## BEGIN
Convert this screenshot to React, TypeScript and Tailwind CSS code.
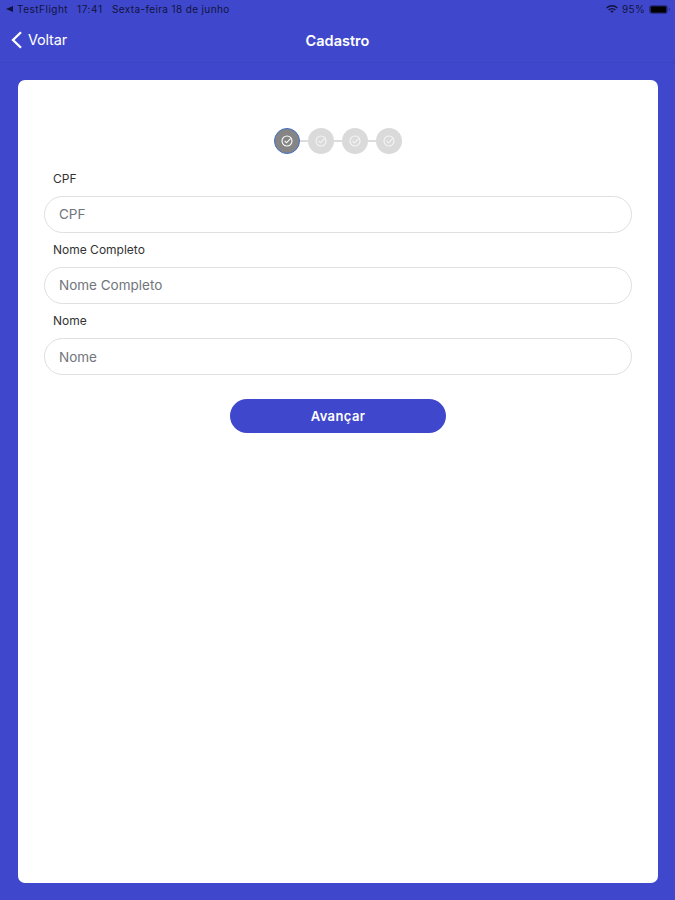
const steps = [
  { id: 1, active: true },
  { id: 2, active: false },
  { id: 3, active: false },
  { id: 4, active: false },
];

const fields = [
  { name: "cpf", label: "CPF" },
  { name: "fullName", label: "Nome Completo" },
  { name: "name", label: "Nome" },
];

function StatusBar() {
  return (
    <div className="flex h-[18px] items-center justify-between pl-[6px] pr-[4px] text-[10px] leading-none text-[#11133f]">
      <div className="flex items-center whitespace-pre">
        <svg className="mr-[4px] h-[6px] w-[7px]" viewBox="0 0 7 6" fill="currentColor">
          <path d="M0 3 7 0v6z" />
        </svg>
        <span className="w-[60px] tracking-[0.5px]">TestFlight</span>
        <span className="w-[35px] tracking-[0.6px]">17:41</span>
        <span className="tracking-[0.37px]">Sexta-feira 18 de junho</span>
      </div>
      <div className="flex items-center">
        <svg className="mr-[4px] h-[8px] w-[12px]" viewBox="0 0 12 8" fill="none" stroke="currentColor" strokeWidth="1.5">
          <path d="M.6 3C3.6.1 8.4.1 11.4 3M2.6 5C4.5 3.2 7.5 3.2 9.4 5" />
          <path d="M4.2 6.1c1-.9 2.6-.9 3.6 0L6 8z" fill="currentColor" stroke="none" />
        </svg>
        <span className="mr-[4px] w-[23px] tracking-[0.3px]">95%</span>
        <svg className="h-[9px] w-[22px]" viewBox="0 0 22 9">
          <rect x=".5" y=".5" width="18" height="8" rx="2" fill="none" stroke="#2b2f89" />
          <rect x="1.5" y="1.3" width="16" height="6.4" rx="1" fill="#000" />
          <path d="M20 3c1.3.4 1.3 2.6 0 3z" fill="#2b2f89" />
        </svg>
      </div>
    </div>
  );
}

function Header() {
  return (
    <header className="grid h-[45px] grid-cols-3 items-center border-b border-[#3c43c3] px-[11px] text-[14.5px] leading-none text-white">
      <button type="button" className="flex items-center gap-[6px]">
        <svg className="h-[18px] w-[11px]" viewBox="0 0 11 18" fill="none" stroke="currentColor" strokeWidth="2.3">
          <path d="M10 1.2 2 9l8 7.8" />
        </svg>
        <span className="pt-px tracking-[-0.2px]">Voltar</span>
      </button>
      <h1 className="pt-[2px] text-center text-[14.5px] font-semibold">Cadastro</h1>
    </header>
  );
}

function CheckIcon() {
  return (
    <svg className="size-[12px]" viewBox="0 0 12 12" fill="none" stroke="currentColor" strokeWidth="1.1">
      <circle cx="6" cy="6" r="5" />
      <path d="m3.6 5.9 1.9 1.9 4-4.2" />
    </svg>
  );
}

function Steps() {
  return (
    <div className="flex items-center justify-center">
      {steps.map((step, i) => (
        <div key={step.id} className="flex items-center">
          {i > 0 && <div className="h-[2px] w-[8px] bg-[#dcdcdc]" />}
          <div
            className={
              step.active
                ? "flex size-[26px] items-center justify-center rounded-full border border-[#416fc0] bg-[#858585] text-white"
                : "flex size-[26px] items-center justify-center rounded-full bg-[#dadada] text-[#f5f5f5]"
            }
          >
            <CheckIcon />
          </div>
        </div>
      ))}
    </div>
  );
}

export default function App() {
  return (
    <div className="flex h-screen flex-col bg-[#3f48cc] font-['Inter',sans-serif]">
      <StatusBar />
      <Header />
      <main className="mb-[17.5px] ml-[18px] mr-[17px] mt-[17px] flex-1 rounded-[7px] bg-white px-[26px] pt-[47.5px]">
        <Steps />
        <form className="mt-[13.5px]">
          {fields.map((field) => (
            <div key={field.name} className="h-[71.3px]">
              <label htmlFor={field.name} className="block h-[28.5px] pl-[9px] pt-[2.5px] text-[12px] leading-[17px] text-[#333]">
                {field.label}
              </label>
              <input
                id={field.name}
                placeholder={field.label}
                className="block h-[37px] w-full rounded-full border border-[#dedfe1] bg-white px-[14px] text-[13.5px] text-[#333] placeholder:text-[#70757b]"
              />
            </div>
          ))}
          <button
            type="button"
            className="mx-auto mt-[18px] flex h-[34.5px] w-[216px] items-center justify-center rounded-full bg-[#3f48cc] pt-px text-[13px] font-semibold tracking-[0.4px] text-white"
          >
            Avançar
          </button>
        </form>
      </main>
    </div>
  );
}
## END
Produce an exact copy of each line of data, skipping embedded images.

Convert this screenshot to React, TypeScript and Tailwind CSS code.
const steps = [
  { id: 1, active: true },
  { id: 2, active: false },
  { id: 3, active: false },
  { id: 4, active: false },
];

const fields = [
  { name: "cpf", label: "CPF" },
  { name: "fullName", label: "Nome Completo" },
  { name: "name", label: "Nome" },
];

function StatusBar() {
  return (
    <div className="flex h-[18px] items-center justify-between pl-[6px] pr-[4px] text-[10px] leading-none text-[#11133f]">
      <div className="flex items-center whitespace-pre">
        <svg className="mr-[4px] h-[6px] w-[7px]" viewBox="0 0 7 6" fill="currentColor">
          <path d="M0 3 7 0v6z" />
        </svg>
        <span className="w-[60px] tracking-[0.5px]">TestFlight</span>
        <span className="w-[35px] tracking-[0.6px]">17:41</span>
        <span className="tracking-[0.37px]">Sexta-feira 18 de junho</span>
      </div>
      <div className="flex items-center">
        <svg className="mr-[4px] h-[8px] w-[12px]" viewBox="0 0 12 8" fill="none" stroke="currentColor" strokeWidth="1.5">
          <path d="M.6 3C3.6.1 8.4.1 11.4 3M2.6 5C4.5 3.2 7.5 3.2 9.4 5" />
          <path d="M4.2 6.1c1-.9 2.6-.9 3.6 0L6 8z" fill="currentColor" stroke="none" />
        </svg>
        <span className="mr-[4px] w-[23px] tracking-[0.3px]">95%</span>
        <svg className="h-[9px] w-[22px]" viewBox="0 0 22 9">
          <rect x=".5" y=".5" width="18" height="8" rx="2" fill="none" stroke="#2b2f89" />
          <rect x="1.5" y="1.3" width="16" height="6.4" rx="1" fill="#000" />
          <path d="M20 3c1.3.4 1.3 2.6 0 3z" fill="#2b2f89" />
        </svg>
      </div>
    </div>
  );
}

function Header() {
  return (
    <header className="grid h-[45px] grid-cols-3 items-center border-b border-[#3c43c3] px-[11px] text-[14.5px] leading-none text-white">
      <button type="button" className="flex items-center gap-[6px]">
        <svg className="h-[18px] w-[11px]" viewBox="0 0 11 18" fill="none" stroke="currentColor" strokeWidth="2.3">
          <path d="M10 1.2 2 9l8 7.8" />
        </svg>
        <span className="pt-px tracking-[-0.2px]">Voltar</span>
      </button>
      <h1 className="pt-[2px] text-center text-[14.5px] font-semibold">Cadastro</h1>
    </header>
  );
}

function CheckIcon() {
  return (
    <svg className="size-[12px]" viewBox="0 0 12 12" fill="none" stroke="currentColor" strokeWidth="1.1">
      <circle cx="6" cy="6" r="5" />
      <path d="m3.6 5.9 1.9 1.9 4-4.2" />
    </svg>
  );
}

function Steps() {
  return (
    <div className="flex items-center justify-center">
      {steps.map((step, i) => (
        <div key={step.id} className="flex items-center">
          {i > 0 && <div className="h-[2px] w-[8px] bg-[#dcdcdc]" />}
          <div
            className={
              step.active
                ? "flex size-[26px] items-center justify-center rounded-full border border-[#416fc0] bg-[#858585] text-white"
                : "flex size-[26px] items-center justify-center rounded-full bg-[#dadada] text-[#f5f5f5]"
            }
          >
            <CheckIcon />
          </div>
        </div>
      ))}
    </div>
  );
}

export default function App() {
  return (
    <div className="flex h-screen flex-col bg-[#3f48cc] font-['Inter',sans-serif]">
      <StatusBar />
      <Header />
      <main className="mb-[17.5px] ml-[18px] mr-[17px] mt-[17px] flex-1 rounded-[7px] bg-white px-[26px] pt-[47.5px]">
        <Steps />
        <form className="mt-[13.5px]">
          {fields.map((field) => (
            <div key={field.name} className="h-[71.3px]">
              <label htmlFor={field.name} className="block h-[28.5px] pl-[9px] pt-[2.5px] text-[12px] leading-[17px] text-[#333]">
                {field.label}
              </label>
              <input
                id={field.name}
                placeholder={field.label}
                className="block h-[37px] w-full rounded-full border border-[#dedfe1] bg-white px-[14px] text-[13.5px] text-[#333] placeholder:text-[#70757b]"
              />
            </div>
          ))}
          <button
            type="button"
            className="mx-auto mt-[18px] flex h-[34.5px] w-[216px] items-center justify-center rounded-full bg-[#3f48cc] pt-px text-[13px] font-semibold tracking-[0.4px] text-white"
          >
            Avançar
          </button>
        </form>
      </main>
    </div>
  );
}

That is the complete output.